The Hairless Crested is incredibly, unbelievably tolerant of heat. He can lie in 100-degree sun for hours, like a lounge lizard, with no problems. He rarely pants and drinks very little water, which is pretty disconcerting for experienced dog owners who leave lots of water out.

Conversely, he has absolutely no tolerance for cold. Some people try to "harden" their Crested by exposing him to cold, as though he were a seedling. This is not only cruel, it doesn't work. Cold will kill this dog a lot faster than heat will.

Take a cautious approach to vaccinations, cortisone drugs, and topical applications with this dog. Rabies shots often trigger reactions. Some Cresteds can have a terrible reaction to medications, including topical flea preventives. A conservative approach to drug therapy is safest, so don't use anything that is not actually necessary. Normally, they don't need any flea or tick preventives — they are a last resort for fleas.

Cresteds are wonderful family dogs who love to be with the people in their lives. They do well with children, although you should consider the age of the children and how they interact with dogs before bringing this small creature into your heart and home. They can be hurt easily and shouldn't be left unsupervised with children, or even alone out in the yard. With family members of any age who know how to handle dogs, however, they'll play games, affectionately cuddle up on the couch, and enjoy an active life.

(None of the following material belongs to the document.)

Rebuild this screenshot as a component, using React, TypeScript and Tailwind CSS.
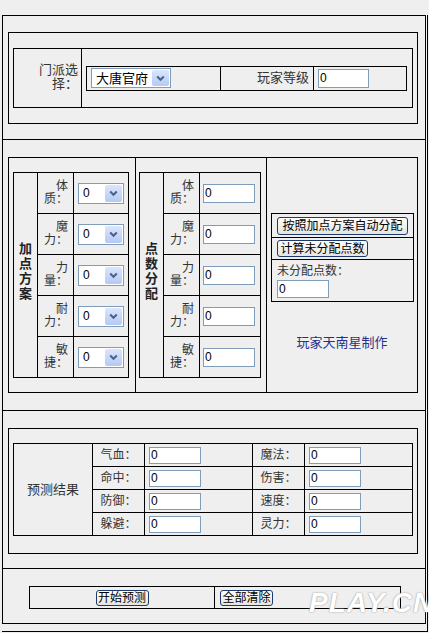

Because they're so social and needy, Cresteds can suffer from separation anxiety, which can lead to barking and destructive habits. They'll climb and dig to escape confinement if left on their own for too long. When you're around, they're comparatively quiet dogs, but they will alarm bark.

They do well in apartments and any other type of dwelling. The Chinese Crested is a wonderful family dog who is playful, affectionate, and endearing. He's a stable companion who fills his owners' lives with love, laughter, and entertainment.

Chinese Cresteds are adept at jumping, digging, and climbing. Don't make the common mistake of underestimating their athletic abilities just because they're small. They are Houdini Hounds who can escape from virtually any enclosure. A six-foot fence around the yard is a good idea; if they can get a grip on a fence, they're over it. They have absolutely no fear of climbing or jumping, and they can clear four feet from a standing position.

Once they're out, they move fast and are — how shall we say this — averse to recapture. They are more stubborn than you are. Their athletic abilities are why many Chinese Cresteds are taking the conformation, obedience, and agility worlds by storm.

Chinese traders once used the Chinese Crested as ratters on their ships, and they may have served this function in agricultural settings as well. Today they enjoy life as beloved family pets, but they also have the personality to excel at being more than just pampered pooches.